(Web page code records)
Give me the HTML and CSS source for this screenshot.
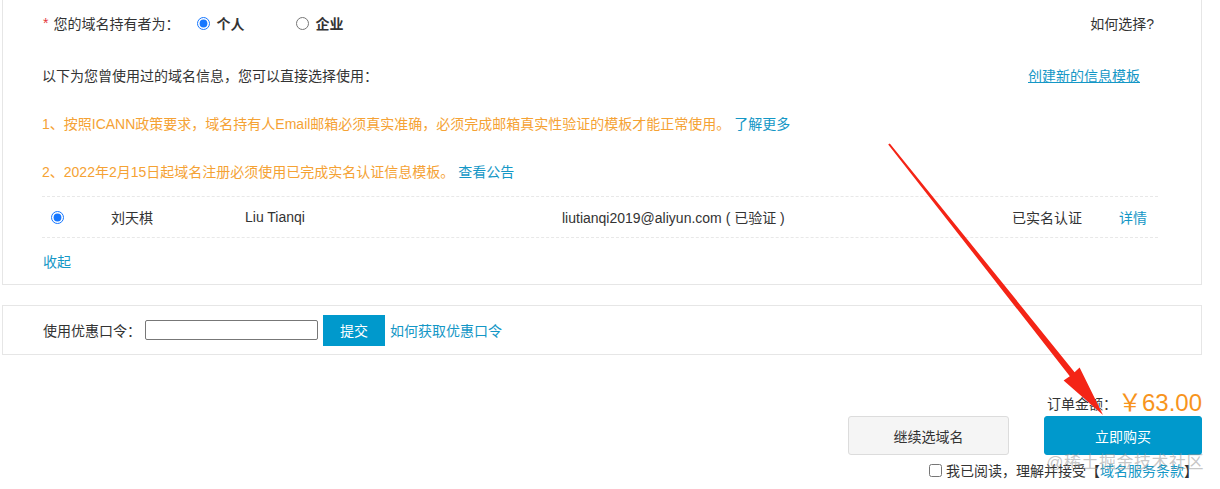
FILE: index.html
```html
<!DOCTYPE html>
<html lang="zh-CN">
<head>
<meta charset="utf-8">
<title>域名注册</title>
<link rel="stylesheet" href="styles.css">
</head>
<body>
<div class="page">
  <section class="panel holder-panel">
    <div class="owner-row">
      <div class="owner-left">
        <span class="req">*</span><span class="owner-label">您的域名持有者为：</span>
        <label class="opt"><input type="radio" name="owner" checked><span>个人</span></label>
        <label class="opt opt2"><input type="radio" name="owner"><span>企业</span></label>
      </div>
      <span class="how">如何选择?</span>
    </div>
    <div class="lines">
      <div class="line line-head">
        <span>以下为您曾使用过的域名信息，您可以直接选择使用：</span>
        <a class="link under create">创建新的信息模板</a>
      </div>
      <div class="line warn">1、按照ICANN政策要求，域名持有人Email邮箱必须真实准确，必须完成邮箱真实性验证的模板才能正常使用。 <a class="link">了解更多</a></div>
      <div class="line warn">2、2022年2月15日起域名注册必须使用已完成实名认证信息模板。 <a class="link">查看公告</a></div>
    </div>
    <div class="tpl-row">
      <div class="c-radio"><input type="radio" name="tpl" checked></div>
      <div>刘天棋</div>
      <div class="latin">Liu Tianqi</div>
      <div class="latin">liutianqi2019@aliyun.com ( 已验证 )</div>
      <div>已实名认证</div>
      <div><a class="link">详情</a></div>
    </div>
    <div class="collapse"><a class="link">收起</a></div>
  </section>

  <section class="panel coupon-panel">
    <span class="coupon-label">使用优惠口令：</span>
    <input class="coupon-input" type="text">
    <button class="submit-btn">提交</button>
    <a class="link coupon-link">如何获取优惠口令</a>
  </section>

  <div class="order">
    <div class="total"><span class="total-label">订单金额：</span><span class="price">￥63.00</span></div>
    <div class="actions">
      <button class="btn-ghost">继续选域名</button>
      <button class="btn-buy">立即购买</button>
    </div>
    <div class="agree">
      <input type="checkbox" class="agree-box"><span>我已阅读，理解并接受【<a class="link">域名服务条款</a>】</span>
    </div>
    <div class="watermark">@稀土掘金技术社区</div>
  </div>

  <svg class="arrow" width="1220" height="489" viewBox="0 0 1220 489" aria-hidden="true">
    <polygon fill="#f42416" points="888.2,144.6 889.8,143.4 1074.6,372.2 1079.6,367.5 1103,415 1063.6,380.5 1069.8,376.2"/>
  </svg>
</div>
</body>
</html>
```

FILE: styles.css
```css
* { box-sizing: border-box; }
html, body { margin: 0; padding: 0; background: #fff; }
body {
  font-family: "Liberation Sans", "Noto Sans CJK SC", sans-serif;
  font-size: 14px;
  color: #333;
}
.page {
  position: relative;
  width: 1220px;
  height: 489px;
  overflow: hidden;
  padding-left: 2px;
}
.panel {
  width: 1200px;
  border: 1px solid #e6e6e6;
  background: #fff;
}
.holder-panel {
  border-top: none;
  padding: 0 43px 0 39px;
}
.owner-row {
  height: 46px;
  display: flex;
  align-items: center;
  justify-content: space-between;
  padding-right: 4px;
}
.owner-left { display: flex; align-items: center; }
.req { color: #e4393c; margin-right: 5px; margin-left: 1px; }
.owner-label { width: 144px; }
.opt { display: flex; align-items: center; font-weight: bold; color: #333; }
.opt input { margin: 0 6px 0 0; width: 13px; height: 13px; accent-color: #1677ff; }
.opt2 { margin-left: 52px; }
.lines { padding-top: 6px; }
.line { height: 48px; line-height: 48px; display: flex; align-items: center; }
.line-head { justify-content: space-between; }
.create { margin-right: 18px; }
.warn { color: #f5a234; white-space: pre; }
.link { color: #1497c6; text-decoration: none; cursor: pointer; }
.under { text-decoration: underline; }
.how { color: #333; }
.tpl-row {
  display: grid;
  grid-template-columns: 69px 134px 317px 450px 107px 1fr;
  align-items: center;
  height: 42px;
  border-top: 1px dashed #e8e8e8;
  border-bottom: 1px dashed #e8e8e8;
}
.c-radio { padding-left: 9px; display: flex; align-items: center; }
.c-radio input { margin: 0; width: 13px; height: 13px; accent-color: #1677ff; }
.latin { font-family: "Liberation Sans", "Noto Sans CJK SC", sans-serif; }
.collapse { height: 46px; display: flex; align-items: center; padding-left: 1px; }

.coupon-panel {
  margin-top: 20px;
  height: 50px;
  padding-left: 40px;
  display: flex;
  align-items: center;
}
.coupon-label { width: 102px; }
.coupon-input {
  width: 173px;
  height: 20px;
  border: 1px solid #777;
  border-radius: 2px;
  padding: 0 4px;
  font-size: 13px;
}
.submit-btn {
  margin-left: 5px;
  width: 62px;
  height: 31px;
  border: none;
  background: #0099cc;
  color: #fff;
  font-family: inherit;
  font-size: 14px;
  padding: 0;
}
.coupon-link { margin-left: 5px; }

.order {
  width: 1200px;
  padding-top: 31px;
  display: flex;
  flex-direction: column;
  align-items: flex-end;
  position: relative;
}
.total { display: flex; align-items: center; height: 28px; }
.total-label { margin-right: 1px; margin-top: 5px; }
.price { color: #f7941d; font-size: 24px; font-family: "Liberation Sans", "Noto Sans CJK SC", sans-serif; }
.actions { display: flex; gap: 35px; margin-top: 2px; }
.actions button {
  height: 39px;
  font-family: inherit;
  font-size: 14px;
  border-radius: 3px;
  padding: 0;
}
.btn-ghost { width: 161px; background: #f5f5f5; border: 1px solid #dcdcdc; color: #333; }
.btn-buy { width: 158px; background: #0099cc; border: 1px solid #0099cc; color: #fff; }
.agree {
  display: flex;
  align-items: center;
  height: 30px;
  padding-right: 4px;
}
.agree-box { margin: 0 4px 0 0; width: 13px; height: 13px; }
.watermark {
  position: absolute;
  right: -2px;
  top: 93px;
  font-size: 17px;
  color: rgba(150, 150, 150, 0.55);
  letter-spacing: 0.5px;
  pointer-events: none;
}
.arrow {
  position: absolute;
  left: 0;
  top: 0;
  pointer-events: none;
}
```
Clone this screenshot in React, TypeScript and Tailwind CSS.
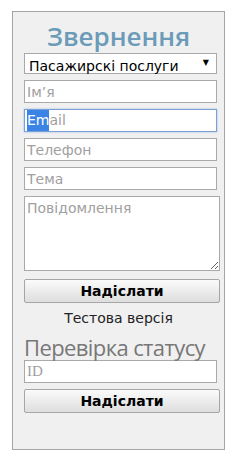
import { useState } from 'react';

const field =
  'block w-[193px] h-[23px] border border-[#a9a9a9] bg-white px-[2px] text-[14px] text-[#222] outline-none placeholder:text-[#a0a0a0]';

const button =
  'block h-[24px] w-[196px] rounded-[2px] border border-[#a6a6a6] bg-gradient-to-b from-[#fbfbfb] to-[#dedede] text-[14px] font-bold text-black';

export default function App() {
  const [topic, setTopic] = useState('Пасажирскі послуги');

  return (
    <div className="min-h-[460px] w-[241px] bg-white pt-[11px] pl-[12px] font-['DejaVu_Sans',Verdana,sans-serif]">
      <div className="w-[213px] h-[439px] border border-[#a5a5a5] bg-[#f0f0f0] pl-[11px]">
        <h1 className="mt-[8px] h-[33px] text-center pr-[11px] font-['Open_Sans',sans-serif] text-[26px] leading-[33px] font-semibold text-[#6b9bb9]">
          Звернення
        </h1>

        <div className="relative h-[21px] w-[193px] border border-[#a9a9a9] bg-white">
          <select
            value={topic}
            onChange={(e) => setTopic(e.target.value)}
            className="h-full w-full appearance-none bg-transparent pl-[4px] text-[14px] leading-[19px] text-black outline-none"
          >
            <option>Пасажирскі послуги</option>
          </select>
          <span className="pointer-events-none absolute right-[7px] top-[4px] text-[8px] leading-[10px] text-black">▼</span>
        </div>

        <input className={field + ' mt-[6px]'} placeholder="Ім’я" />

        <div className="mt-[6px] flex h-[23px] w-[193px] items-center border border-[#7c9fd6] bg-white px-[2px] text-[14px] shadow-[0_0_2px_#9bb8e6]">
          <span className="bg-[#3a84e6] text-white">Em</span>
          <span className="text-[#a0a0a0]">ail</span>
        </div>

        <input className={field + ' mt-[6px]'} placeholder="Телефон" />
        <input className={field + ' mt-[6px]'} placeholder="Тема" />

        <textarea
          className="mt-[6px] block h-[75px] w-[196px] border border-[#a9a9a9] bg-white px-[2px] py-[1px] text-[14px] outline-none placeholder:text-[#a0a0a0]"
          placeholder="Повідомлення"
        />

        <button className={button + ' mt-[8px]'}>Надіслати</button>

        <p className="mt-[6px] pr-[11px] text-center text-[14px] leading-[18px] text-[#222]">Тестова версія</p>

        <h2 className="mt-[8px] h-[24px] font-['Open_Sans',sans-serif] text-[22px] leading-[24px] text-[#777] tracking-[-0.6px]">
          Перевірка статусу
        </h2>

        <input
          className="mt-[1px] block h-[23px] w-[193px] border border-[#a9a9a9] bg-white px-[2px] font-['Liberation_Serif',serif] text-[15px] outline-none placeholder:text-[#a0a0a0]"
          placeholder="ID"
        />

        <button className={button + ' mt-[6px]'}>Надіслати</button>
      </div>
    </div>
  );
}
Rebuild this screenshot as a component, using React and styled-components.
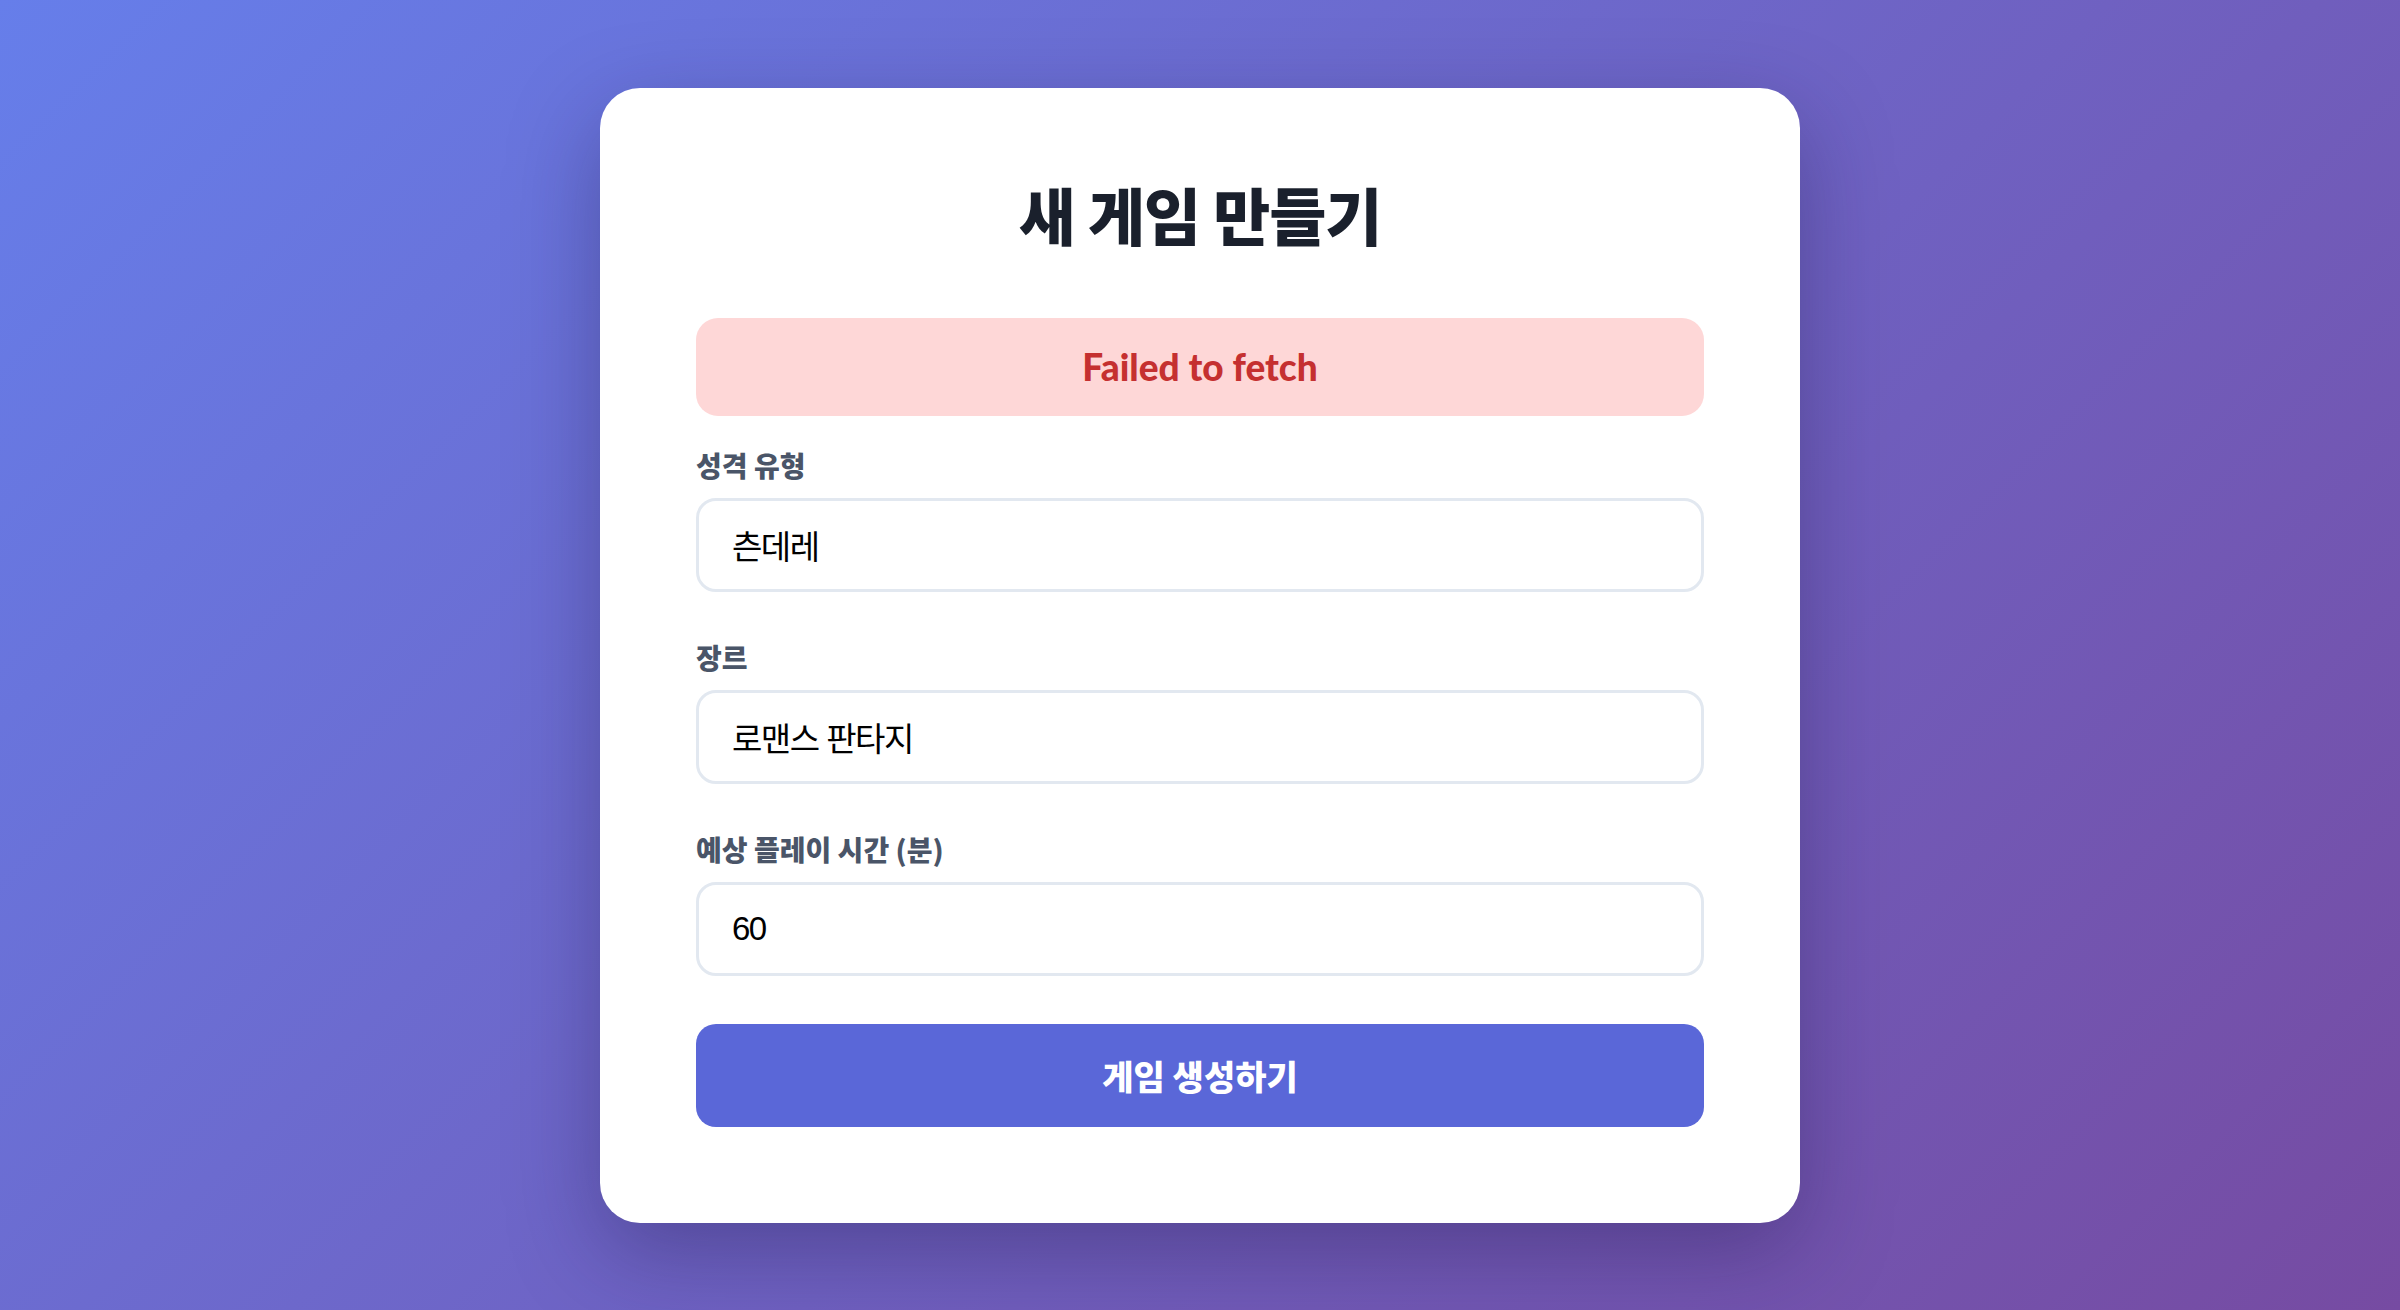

## TASK GOAL:
Extract every line containing the string "this" from the material.

## THE COMPLETED TASK:
Give me the HTML and CSS source for this screenshot.
Clone this screenshot in React, TypeScript and Tailwind CSS.
Rebuild this screenshot as a component, using React and styled-components.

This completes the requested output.